A territorial empire is a state in which the imperial population and the sub-imperial population are territorially distinct — associated with different specific territories.

The imperial population may, but need not, be identical to the citizenry. Where the two are not identical, the citizenry is a subset of the imperial population. All states can be expected to host a class of non-citizens. This is not inherently unjust; as long as there are multiple states in the world, a state should be welcoming of visitors, and we cannot expect a state to grant visitors full political participation automatically. And yet we do expect those visitors to be subject to the laws of the state (and to receive many of its protections). The imperial relationship arises when there is a permanent resident population without the citizenship of another state, reproducing within the territory of the state and subject to its laws while being consigned to subordination.

The requirement of populations distinguishes an empire from, for example, a full-fledged patriarchy, in which women are not allowed to participate in governance, because a population cannot consist entirely of men or women.

In the United States, the conquest of the aboriginal Americans fits the traditional understanding of empire; Europeans swept in from the east, gradually taking control of land and subjugating the peoples who lived there. But for much of US history, the relationship between the white and black populations, especially in the South, was indistinguishable from a traditional empire in its effects, even if it did not involve territorial conquest. A visitor to the Jim Crow South, unaware of the history, could reasonably have guessed that the black population had always lived in the South and was conquered by whites, who stayed on as colonial masters. Given that the term ‘empire’ has traditionally applied not to the act of conquest but to the resulting state, and that there is no important functional difference between the Great Russian – Kazakh relationship in the Russian Empire, and the white-black relationship in the Jim Crow South, it makes sense to treat both states the same.

The imperial and sub-imperial populations are frequently nations of the common types; importantly, though, they needn’t be. The urban and non-urban hukou populations in the People’s Republic of China at the height of the hukou system were imperial and sub-imperial populations, respectively.

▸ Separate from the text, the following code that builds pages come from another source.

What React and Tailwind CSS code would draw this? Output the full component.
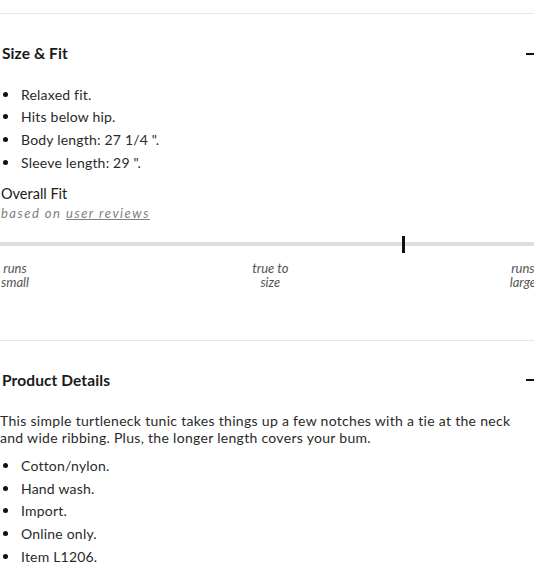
import React from "react";

function Bullets({ items }) {
  return (
    <ul className="flex flex-col">
      {items.map((t) => (
        <li key={t} className="flex items-center h-[22.6px]">
          <span className="ml-[3px] w-[5px] h-[5px] rounded-full bg-[#111] shrink-0" />
          <span className="ml-[13px] text-[14px] tracking-[0.2px] text-[#2a2a2a]">{t}</span>
        </li>
      ))}
    </ul>
  );
}

function Heading({ children }) {
  return (
    <div className="flex items-center h-[20px]">
      <h2 className="pl-[2px] text-[15.5px] font-bold text-[#1a1a1a] tracking-[0.1px]">{children}</h2>
      <span className="ml-auto mr-[-2px] w-[12px] h-[2px] bg-[#111]" />
    </div>
  );
}

export default function App() {
  return (
    <div className="w-[534px] h-[580px] overflow-hidden bg-white" style={{ fontFamily: "Lato, 'Noto Sans', sans-serif" }}>
      <div className="w-[536px]">
        <div className="h-[13px]" />
        <div className="border-t border-[#e6e6e6] pt-[30px]">
          <Heading>Size &amp; Fit</Heading>
          <div className="mt-[19px]">
            <Bullets items={["Relaxed fit.", "Hits below hip.", "Body length: 27 1/4 \".", "Sleeve length: 29 \"."]} />
          </div>
          <div className="mt-[11px] pl-[1px] text-[14.5px] leading-[20px] text-[#1a1a1a]">Overall Fit</div>
          <div className="text-[13px] leading-[18px] italic text-[#808080] tracking-[1.5px] pl-[1px]">
            based on <span className="underline">user reviews</span>
          </div>
          <div className="mt-[20px] relative h-[4px] bg-[#dedede]">
            <span className="absolute left-[402px] top-[-6px] w-[3px] h-[17px] bg-[#111]" />
          </div>
          <div className="mt-[15px] flex justify-between text-[13px] leading-[14px] italic text-[#555] text-center">
            <div className="pl-[1px]">runs<br />small</div>
            <div className="pl-[2px]">true to<br />size</div>
            <div>runs<br />large</div>
          </div>
        </div>
        <div className="mt-[51px] border-t border-[#e6e6e6] pt-[29px]">
          <Heading>Product Details</Heading>
          <p className="mt-[22px] text-[14px] leading-[17px] tracking-[0.3px] text-[#2a2a2a] pr-[20px]">
            This simple turtleneck tunic takes things up a few notches with a tie at the neck and wide ribbing. Plus, the longer length covers your bum.
          </p>
          <div className="mt-[8px]">
            <Bullets items={["Cotton/nylon.", "Hand wash.", "Import.", "Online only.", "Item L1206."]} />
          </div>
        </div>
      </div>
    </div>
  );
}
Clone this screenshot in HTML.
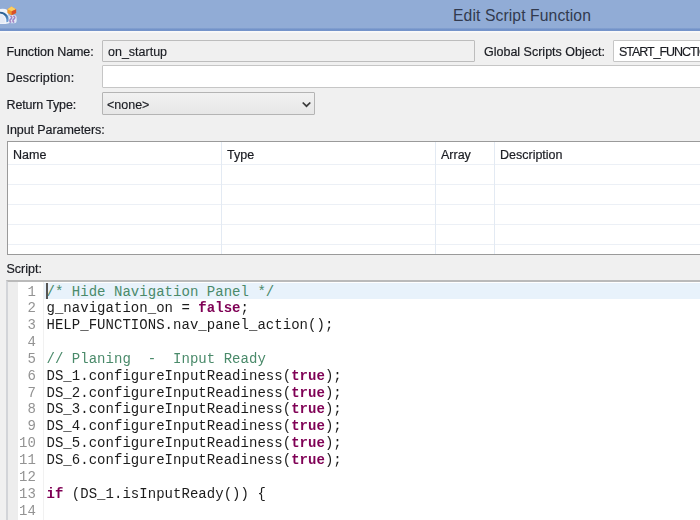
<!DOCTYPE html>
<html>
<head>
<meta charset="utf-8">
<style>
html,body{margin:0;padding:0;}
body{width:700px;height:520px;overflow:hidden;background:#f0f0f0;font-family:"Liberation Sans",sans-serif;position:relative;color:#1a1a1a;}
.abs{position:absolute;}
#titlebar{left:0;top:0;width:700px;height:31px;background:#91acd6;}
#titleline{left:0;top:28px;width:700px;height:3px;background:linear-gradient(#86a3d2,#6f90c7 60%,#7a98cc);}
#titlehl{left:0;top:31px;width:700px;height:2px;background:linear-gradient(#fbfbfb,#f5f5f5);}
#title{left:453px;top:7px;font-size:15.7px;color:#323a4e;white-space:nowrap;letter-spacing:0.1px;}
.lbl{font-size:12.5px;color:#1a1c22;white-space:nowrap;-webkit-text-stroke:0.2px #1a1c22;}
.inp{box-sizing:border-box;border:1px solid #c6c6c6;border-radius:1px;background:#fff;font-size:12.5px;white-space:nowrap;overflow:hidden;}
.inp span{position:absolute;left:5px;top:4px;color:#1a1c22;-webkit-text-stroke:0.15px #1a1c22;}
#table{left:7px;top:141px;width:700px;height:114px;background:#fff;border:1px solid #9a9a9a;border-right:none;box-sizing:border-box;}
.hl{position:absolute;left:0;width:700px;height:1px;background:#ecf0f6;}
.vl{position:absolute;top:0;width:1px;height:112px;background:#e3eaf3;}
.th{position:absolute;top:6px;font-size:12.5px;color:#1a1c22;-webkit-text-stroke:0.2px #1a1c22;}
#editor{left:6px;top:280px;width:700px;height:241px;background:#fff;border-top:2px solid #bababa;border-left:2px solid #d2d4d8;box-sizing:border-box;}
#curline{left:44px;top:283px;width:656px;height:16px;background:#e8f2fb;}
#gutter{left:8px;top:282px;width:10px;height:238px;background:#ededed;}
.ln{position:absolute;left:8px;width:28.1px;text-align:right;font-family:"Liberation Mono",monospace;font-size:14px;letter-spacing:0.1px;color:#939393;height:17px;line-height:17px;}
.code{position:absolute;left:46.5px;letter-spacing:0.035px;font-family:"Liberation Mono",monospace;font-size:14px;height:17px;line-height:17px;white-space:pre;color:#1c1c1c;}
.c{color:#4a8a6a;}
.k{color:#7f0055;font-weight:bold;}
</style>
</head>
<body>
<div id="wrap" style="position:absolute;left:0;top:0;width:700px;height:520px;filter:blur(0.4px);">
<div id="titlebar" class="abs"></div>
<div id="titleline" class="abs"></div>
<div id="titlehl" class="abs"></div>
<svg class="abs" style="left:0;top:5px" width="18" height="20" viewBox="0 0 18 20">
  <defs><linearGradient id="sw" x1="0" y1="0" x2="0.6" y2="1"><stop offset="0" stop-color="#2c5c8c"/><stop offset="0.5" stop-color="#2f6aa0"/><stop offset="1" stop-color="#6a9bd2"/></linearGradient></defs>
  <path d="M0 4 Q5 3.4 7.4 5 L8.6 10.4 L9 18.2 Q4 19.4 0 19 Z" fill="#f6f8fc" opacity="0.95"/>
  <rect x="8.6" y="10" width="8" height="8.2" rx="2.5" fill="#eef1f9" opacity="0.85"/>
  <path d="M0 9 Q3.4 9.6 4.6 13 Q5.2 16 4.8 17.8 Q2 18.4 0 18.2 Z" fill="#e4eaf5"/>
  <path d="M0 6.8 Q5 7 7.6 10.6 Q9.2 13.5 8.6 16 Q8 17.3 6.4 17.3 Q6.8 13.6 5.2 11.2 Q3.4 8.8 0 8.5 Z" fill="url(#sw)"/>
  <path d="M11.5 1.5 L16.1 4.3 L16.1 8 L11.6 10.2 L7.4 8 L7.4 4.3 Z" fill="#f0962a"/>
  <path d="M11.5 1.5 L16.1 4.3 L11.7 6.3 L7.4 4.3 Z" fill="#fbcf62"/>
  <path d="M11.7 6.3 L16.1 4.3 L16.1 8 L11.6 10.2 Z" fill="#d9502a"/>
  <path d="M10.4 10.9 q2.4 1.6 0.4 3.3 q-2 1.6 0.4 3.3 M13.4 10.9 q2.4 1.6 0.4 3.3 q-2 1.6 0.4 3.3" stroke="#9584cc" stroke-width="1.5" fill="none"/>
  <path d="M11.9 12 l0.1 0 M10 16 l0.1 0 M14.9 12.2 l0.1 0 M13 16 l0.1 0" stroke="#d88aa8" stroke-width="1" stroke-linecap="round"/>
</svg>
<div id="title" class="abs">Edit Script Function</div>

<div class="abs lbl" style="left:6.5px;top:45px;letter-spacing:-0.08px">Function Name:</div>
<div class="abs inp" style="left:102px;top:40px;width:373px;height:22px;background:#f0f0f0;border-color:#bdbdbd;"><span>on_startup</span></div>
<div class="abs lbl" style="left:484px;top:45px;">Global Scripts Object:</div>
<div class="abs inp" style="left:613px;top:40px;width:100px;height:22px;"><span style="left:5px;letter-spacing:-1.05px">START_FUNCTIONS</span></div>

<div class="abs lbl" style="left:6.5px;top:71px;letter-spacing:0.15px">Description:</div>
<div class="abs inp" style="left:102px;top:65px;width:610px;height:23px;"></div>

<div class="abs lbl" style="left:6.5px;top:98px;letter-spacing:-0.15px">Return Type:</div>
<div class="abs inp" style="left:102px;top:92px;width:213px;height:23px;background:linear-gradient(#f1f1f1,#e7e7e7);border-color:#b4b4b4;"><span style="left:4px;top:5px">&lt;none&gt;</span>
<svg style="position:absolute;left:197.7px;top:8px" width="12" height="8" viewBox="0 0 12 8"><path d="M1.7 1.5 L5.5 5.2 L9.3 1.5" stroke="#3a3a3a" stroke-width="1.7" fill="none"/></svg>
</div>

<div class="abs lbl" style="left:6.5px;top:123px;letter-spacing:-0.07px">Input Parameters:</div>

<div id="table" class="abs">
  <div class="hl" style="top:22px"></div>
  <div class="hl" style="top:42px"></div>
  <div class="hl" style="top:62px"></div>
  <div class="hl" style="top:82px"></div>
  <div class="hl" style="top:102px"></div>
  <div class="vl" style="left:213px"></div>
  <div class="vl" style="left:427px"></div>
  <div class="vl" style="left:486px"></div>
  <div class="th" style="left:5px">Name</div>
  <div class="th" style="left:219px">Type</div>
  <div class="th" style="left:433px">Array</div>
  <div class="th" style="left:492px">Description</div>
</div>

<div class="abs lbl" style="left:6.5px;top:262px;">Script:</div>

<div id="editor" class="abs"></div>
<div id="curline" class="abs"></div>
<div id="gutter" class="abs"></div>
<div class="abs" style="left:43px;top:282px;width:1px;height:238px;background:#f1f1f1;"></div>
<div id="lines">
<div class="ln" style="top:284px">1</div><div class="code" style="top:284px"><span class="c">/* Hide Navigation Panel */</span></div>
<div class="ln" style="top:300px">2</div><div class="code" style="top:300px">g_navigation_on = <span class="k">false</span>;</div>
<div class="ln" style="top:317px">3</div><div class="code" style="top:317px">HELP_FUNCTIONS.nav_panel_action();</div>
<div class="ln" style="top:334px">4</div><div class="code" style="top:334px"></div>
<div class="ln" style="top:351px">5</div><div class="code" style="top:351px"><span class="c">// Planing  -  Input Ready</span></div>
<div class="ln" style="top:368px">6</div><div class="code" style="top:368px">DS_1.configureInputReadiness(<span class="k">true</span>);</div>
<div class="ln" style="top:385px">7</div><div class="code" style="top:385px">DS_2.configureInputReadiness(<span class="k">true</span>);</div>
<div class="ln" style="top:401px">8</div><div class="code" style="top:401px">DS_3.configureInputReadiness(<span class="k">true</span>);</div>
<div class="ln" style="top:418px">9</div><div class="code" style="top:418px">DS_4.configureInputReadiness(<span class="k">true</span>);</div>
<div class="ln" style="top:435px">10</div><div class="code" style="top:435px">DS_5.configureInputReadiness(<span class="k">true</span>);</div>
<div class="ln" style="top:452px">11</div><div class="code" style="top:452px">DS_6.configureInputReadiness(<span class="k">true</span>);</div>
<div class="ln" style="top:469px">12</div><div class="code" style="top:469px"></div>
<div class="ln" style="top:486px">13</div><div class="code" style="top:486px"><span class="k">if</span> (DS_1.isInputReady()) {</div>
<div class="ln" style="top:503px">14</div><div class="code" style="top:503px"></div>
</div>

<div class="abs" style="left:46px;top:283px;width:2px;height:16px;background:#555;"></div>
</div>
</body>
</html>
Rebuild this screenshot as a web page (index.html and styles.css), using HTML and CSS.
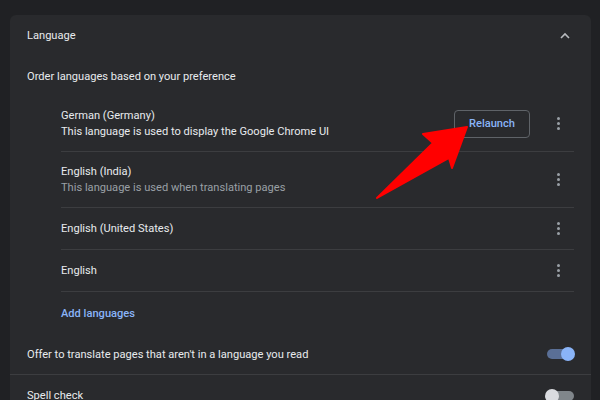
FILE: index.html
```html
<!DOCTYPE html>
<html lang="en">
<head>
<meta charset="utf-8">
<title>Language settings</title>
<link rel="stylesheet" href="styles.css">
</head>
<body>
<div class="page">
  <section class="card">
    <div class="header">
      <span>Language</span>
      <svg class="chevron" width="20" height="20" viewBox="0 0 20 20"><path d="M6 12 L10 8 L14 12" fill="none" stroke="#b8bbbf" stroke-width="1.6"/></svg>
    </div>
    <div class="label-row">Order languages based on your preference</div>
    <div class="lang-list">
      <div class="lang-row two">
        <div class="lang-text">
          <div class="name">German (Germany)</div>
          <div class="desc bright">This language is used to display the Google Chrome UI</div>
        </div>
        <button class="relaunch">Relaunch</button>
        <span class="kebab"><i></i><i></i><i></i></span>
      </div>
      <div class="lang-row two">
        <div class="lang-text">
          <div class="name">English (India)</div>
          <div class="desc">This language is used when translating pages</div>
        </div>
        <span class="kebab"><i></i><i></i><i></i></span>
      </div>
      <div class="lang-row">
        <div class="lang-text"><div class="name">English (United States)</div></div>
        <span class="kebab"><i></i><i></i><i></i></span>
      </div>
      <div class="lang-row">
        <div class="lang-text"><div class="name">English</div></div>
        <span class="kebab"><i></i><i></i><i></i></span>
      </div>
      <div class="add-row"><a class="add-link">Add languages</a></div>
    </div>
    <div class="toggle-row sep">
      <span>Offer to translate pages that aren't in a language you read</span>
      <span class="toggle on"><span class="knob"></span></span>
    </div>
    <div class="toggle-row">
      <span>Spell check</span>
      <span class="toggle"><span class="knob"></span></span>
    </div>
  </section>
  <svg class="arrow" width="100" height="80" viewBox="370 122 100 80">
    <path d="M467 127 L423 134 L433 143 L377 198 L449 158 L452 168 Z" fill="#ff0000" stroke="#ff0000" stroke-width="2" stroke-linejoin="round"/>
  </svg>
</div>
</body>
</html>
```

FILE: styles.css
```css
* { box-sizing: border-box; }
html, body {
  margin: 0;
  padding: 0;
  background: #202124;
  height: 100%;
  overflow: hidden;
}
body {
  font-family: Roboto, "Liberation Sans", Arial, sans-serif;
  font-size: 11.1px;
  color: #e8eaed;
}
.page {
  position: relative;
  padding: 15px 9px 0 10px;
}
.card {
  background: #292a2d;
  border-radius: 6px 6px 0 0;
  min-height: 420px;
}
.header {
  height: 41px;
  display: flex;
  align-items: center;
  justify-content: space-between;
  padding: 0 16px 0 17px;
}
.chevron { display: block; }
.label-row {
  height: 40px;
  display: flex;
  align-items: center;
  padding: 0 17px;
}
.lang-list {
  margin: 0 17px 0 51px;
}
.lang-row {
  display: flex;
  align-items: center;
  height: 42px;
  border-bottom: 1px solid #3c3d40;
}
.lang-row.two { height: 56px; }
.lang-text { flex: 1; line-height: 16px; }
.desc { color: #9aa0a6; }
.desc.bright { color: #e8eaed; }
.relaunch {
  width: 76px;
  height: 28px;
  border: 1px solid #5f6368;
  border-radius: 4px;
  background: transparent;
  color: #8ab4f8;
  font-family: inherit;
  font-size: 11.1px;
  font-weight: 500;
  margin-right: 12px;
  padding: 0;
}
.kebab {
  width: 32px;
  height: 20px;
  display: flex;
  flex-direction: column;
  align-items: center;
  justify-content: center;
  gap: 2px;
}
.kebab i {
  display: block;
  width: 3px;
  height: 3px;
  border-radius: 50%;
  background: #9aa0a6;
}
.add-row {
  height: 42px;
  display: flex;
  align-items: center;
}
.add-link {
  color: #8ab4f8;
  font-weight: 500;
}
.toggle-row {
  display: flex;
  align-items: center;
  justify-content: space-between;
  height: 41px;
  padding: 0 17px;
}
.toggle-row.sep { border-bottom: 1px solid #3c3d40; }
.toggle {
  position: relative;
  width: 27px;
  height: 10px;
  border-radius: 5px;
  background: #80868b;
}
.toggle .knob {
  position: absolute;
  top: -2px;
  left: -2px;
  width: 14px;
  height: 14px;
  border-radius: 50%;
  background: #dadce0;
}
.toggle.on { background: #5a6f96; }
.toggle.on .knob {
  left: auto;
  right: -1px;
  background: #8ab4f8;
}
.arrow {
  position: absolute;
  left: 370px;
  top: 122px;
}
```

The extension of the term ‘empire’ to instances that do not involve political control is an attempt to capture the modern disgust with empire for a lesser offense. So-called imperialisms of economics and culture, typically attributed to the West and especially the United States, bear only a vague resemblance to actual imperialism of political control. These supposed imperialisms lack any central authority; instead, the influence is simply the cumulative effect of numerous individuals and organizations — companies, entrepreneurs, and investors, in the case of economic “imperialism”, writers, musicians, visual artists, and filmmakers, in the case of cultural “imperialism”. These individuals and organizations have no unified agenda; indeed, in the case of culture, much of it is driven by those who are disinclined to promote the interests of their home states.